Save the Odeon campaigners should learn within the next fortnight whether their final attempt to have the building listed is successful.

They hope that if the Government's Department for Culture, Media and Sport agrees to protect the 77-year-old landmark, it will stop it being demolished and the site developed.

But five previous attempts to have the building listed have failed and everything is on hold until the DCMS make their decision.

Norman Littlewood, chairman of the Bradford Odeon Rescue Group, has petitioned Bradford Council over the matter.

A report for the regulatory and appeals committee into the Odeon states that an earlier request for a Building Preservation Notice was deferred while the DCMS decided whether the building should be listed.

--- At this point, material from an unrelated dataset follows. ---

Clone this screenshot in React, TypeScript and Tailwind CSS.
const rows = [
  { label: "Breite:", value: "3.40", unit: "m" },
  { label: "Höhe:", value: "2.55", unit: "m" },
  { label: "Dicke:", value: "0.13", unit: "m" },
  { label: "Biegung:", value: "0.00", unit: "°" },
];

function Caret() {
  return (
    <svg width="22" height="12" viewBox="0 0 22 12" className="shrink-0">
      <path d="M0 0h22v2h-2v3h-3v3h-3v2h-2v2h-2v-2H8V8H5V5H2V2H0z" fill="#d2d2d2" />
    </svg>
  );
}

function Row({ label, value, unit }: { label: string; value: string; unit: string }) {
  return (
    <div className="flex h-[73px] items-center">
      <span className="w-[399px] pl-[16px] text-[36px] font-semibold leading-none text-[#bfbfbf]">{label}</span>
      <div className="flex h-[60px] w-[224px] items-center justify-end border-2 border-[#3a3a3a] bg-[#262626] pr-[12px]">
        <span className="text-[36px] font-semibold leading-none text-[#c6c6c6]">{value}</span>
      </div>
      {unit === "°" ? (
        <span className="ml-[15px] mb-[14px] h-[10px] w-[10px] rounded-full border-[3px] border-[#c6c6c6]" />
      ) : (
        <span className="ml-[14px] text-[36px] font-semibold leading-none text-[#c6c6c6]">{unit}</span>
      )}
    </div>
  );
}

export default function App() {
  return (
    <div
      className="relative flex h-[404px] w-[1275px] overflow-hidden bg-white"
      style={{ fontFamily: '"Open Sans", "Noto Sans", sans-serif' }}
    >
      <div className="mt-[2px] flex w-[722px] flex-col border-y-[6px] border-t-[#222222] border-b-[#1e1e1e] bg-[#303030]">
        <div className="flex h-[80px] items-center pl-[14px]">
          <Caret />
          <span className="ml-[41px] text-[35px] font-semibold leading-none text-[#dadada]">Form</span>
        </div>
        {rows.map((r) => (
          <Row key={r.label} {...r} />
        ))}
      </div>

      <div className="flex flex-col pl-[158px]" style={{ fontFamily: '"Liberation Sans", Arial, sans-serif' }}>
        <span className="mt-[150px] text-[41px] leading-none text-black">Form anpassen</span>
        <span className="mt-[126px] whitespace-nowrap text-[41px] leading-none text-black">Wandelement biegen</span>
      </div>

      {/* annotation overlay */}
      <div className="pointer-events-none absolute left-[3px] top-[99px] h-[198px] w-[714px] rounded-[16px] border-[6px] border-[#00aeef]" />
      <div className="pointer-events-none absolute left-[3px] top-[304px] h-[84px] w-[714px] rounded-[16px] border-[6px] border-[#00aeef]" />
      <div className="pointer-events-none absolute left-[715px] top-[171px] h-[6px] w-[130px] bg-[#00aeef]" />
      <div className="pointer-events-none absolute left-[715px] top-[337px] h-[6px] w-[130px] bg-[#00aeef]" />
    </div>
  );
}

In the meantime, owners Yorkshire Forward, which bought the building for £2 million in 2003, gave a guarantee they would not undertake any further work.

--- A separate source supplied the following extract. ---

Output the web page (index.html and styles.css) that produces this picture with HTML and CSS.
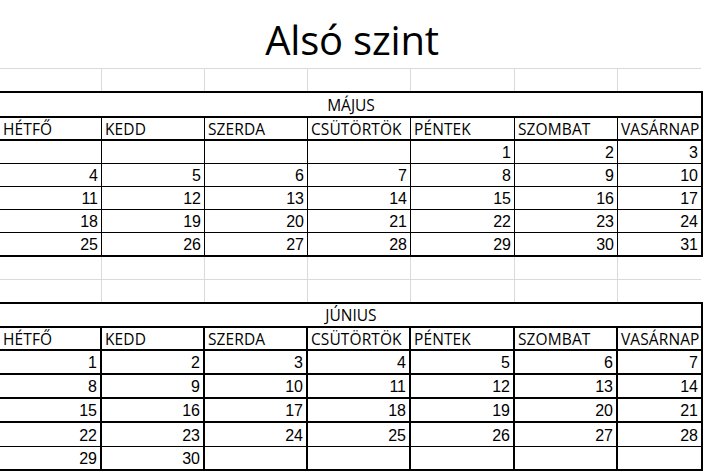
FILE: index.html
```html
<!DOCTYPE html>
<html lang="hu">
<head>
<meta charset="utf-8">
<title>Alsó szint</title>
<link rel="stylesheet" href="styles.css">
</head>
<body>
<div class="sheet">
  <div class="title">Alsó szint</div>

  <div class="blank first"><span></span><span></span><span></span><span></span><span></span><span></span><span></span></div>

  <div class="cal may">
    <div class="month">MÁJUS</div>
    <div class="row head"><span>HÉTFŐ</span><span>KEDD</span><span>SZERDA</span><span>CSÜTÖRTÖK</span><span>PÉNTEK</span><span>SZOMBAT</span><span>VASÁRNAP</span></div>
    <div class="row"><span></span><span></span><span></span><span></span><span>1</span><span>2</span><span>3</span></div>
    <div class="row"><span>4</span><span>5</span><span>6</span><span>7</span><span>8</span><span>9</span><span>10</span></div>
    <div class="row"><span>11</span><span>12</span><span>13</span><span>14</span><span>15</span><span>16</span><span>17</span></div>
    <div class="row"><span>18</span><span>19</span><span>20</span><span>21</span><span>22</span><span>23</span><span>24</span></div>
    <div class="row last"><span>25</span><span>26</span><span>27</span><span>28</span><span>29</span><span>30</span><span>31</span></div>
  </div>

  <div class="blank"><span></span><span></span><span></span><span></span><span></span><span></span><span></span></div>
  <div class="blank lined"><span></span><span></span><span></span><span></span><span></span><span></span><span></span></div>

  <div class="cal june">
    <div class="month">JÚNIUS</div>
    <div class="row head"><span>HÉTFŐ</span><span>KEDD</span><span>SZERDA</span><span>CSÜTÖRTÖK</span><span>PÉNTEK</span><span>SZOMBAT</span><span>VASÁRNAP</span></div>
    <div class="row"><span>1</span><span>2</span><span>3</span><span>4</span><span>5</span><span>6</span><span>7</span></div>
    <div class="row"><span>8</span><span>9</span><span>10</span><span>11</span><span>12</span><span>13</span><span>14</span></div>
    <div class="row"><span>15</span><span>16</span><span>17</span><span>18</span><span>19</span><span>20</span><span>21</span></div>
    <div class="row tall thin"><span>22</span><span>23</span><span>24</span><span>25</span><span>26</span><span>27</span><span>28</span></div>
    <div class="row last"><span>29</span><span>30</span><span></span><span></span><span></span><span></span><span></span></div>
  </div>
</div>
</body>
</html>
```

FILE: styles.css
```css
html, body {
  margin: 0;
  padding: 0;
  background: #ffffff;
}

body {
  width: 704px;
  height: 471px;
  overflow: hidden;
}

.sheet {
  margin-left: -3px;
  width: 706px;
}

.title {
  height: 68px;
  width: 704px;
  display: flex;
  justify-content: center;
  align-items: flex-end;
  box-sizing: border-box;
  padding-bottom: 8px;
  padding-left: 6px;
  font-family: "Open Sans", "Noto Sans", sans-serif;
  font-size: 40px;
  line-height: 40px;
  letter-spacing: -0.2px;
  color: #000;
}

/* empty gridline rows */
.blank {
  display: grid;
  grid-template-columns: 105px 103px 103px 103px 104px 103px 83px;
  width: 704px;
  height: 22px;
}

.blank.first,
.blank.lined {
  border-top: 1px solid #dadada;
}

.blank span {
  border-right: 1px solid #dadada;
}

.blank span:last-child {
  border-right: none;
}

/* calendars */
.cal {
  width: 706px;
  box-sizing: border-box;
  border-top: 2px solid #000;
  border-right: 2px solid #000;
  border-bottom: 2px solid #000;
}

.month {
  height: 23px;
  border-bottom: 2px solid #000;
  display: flex;
  justify-content: center;
  align-items: flex-end;
  padding-left: 4px;
  padding-bottom: 0;
  font-family: "Open Sans", "Noto Sans", sans-serif;
  font-size: 15.5px;
  line-height: 16px;
  box-sizing: border-box;
}

.may .month {
  height: 25px;
  padding-bottom: 3px;
}

.june .month {
  height: 24px;
  padding-bottom: 3px;
}

.row {
  display: grid;
  grid-template-columns: 105px 103px 103px 103px 104px 103px 83px;
  height: 22px;
  border-bottom: 1px solid #000;
  font-family: "Liberation Sans", Arial, sans-serif;
  font-size: 16px;
  line-height: 16px;
}

.row span {
  box-sizing: border-box;
  border-right: 1px solid #000;
  display: flex;
  align-items: flex-end;
  justify-content: flex-end;
  padding: 0 3px 2px 0;
  color: #000;
}

.row span:last-child {
  border-right: none;
}

.row.head {
  height: 21px;
  border-bottom: 2px solid #000;
  font-family: "Open Sans", "Noto Sans", sans-serif;
  font-size: 15.5px;
  line-height: 16px;
  letter-spacing: 0.1px;
}

.row.head span {
  justify-content: flex-start;
  padding: 0 0 2px 3px;
}

.row.head span:first-child {
  padding-left: 6px;
}

.row.last {
  border-bottom: none;
}

.june .row {
  border-bottom-width: 2px;
}

.june .row span {
  border-right-width: 2px;
}

.june .row span:last-child {
  border-right: none;
}

.june .row.tall {
  height: 23px;
}

.june .row.thin {
  border-bottom-width: 1px;
}

.june .row.last {
  border-bottom: none;
}
```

The cinema and bingo hall, which closed in 2000, is earmarked for demolition as part of a £55 million New Victoria Place scheme.

And a planning application for the mixed-use development of offices, apartments and a hotel has also been put on hold.

The design by Langtree Group, Artisan and Carey Jones Architects, was chosen in a design competition run by Bradford Centre Regeneration, and would see the former Odeon cinema and its twin towers demolished.

The Council's own conservation area assessment for the city centre, into which the Odeon site now falls, says "the twin domes are its most interesting feature and do make a positive contribution to the streetscape in this part of the conservation area".

But it goes on to say that "the building itself is not considered to be of exceptional quality" and that a new building of "modern, high quality, design could make an equally, if not more impressive contribution to what is a key site".

The Council's report into Mr Littlewood's petition will be heard at a meeting on Wednesday at 10am in City Hall.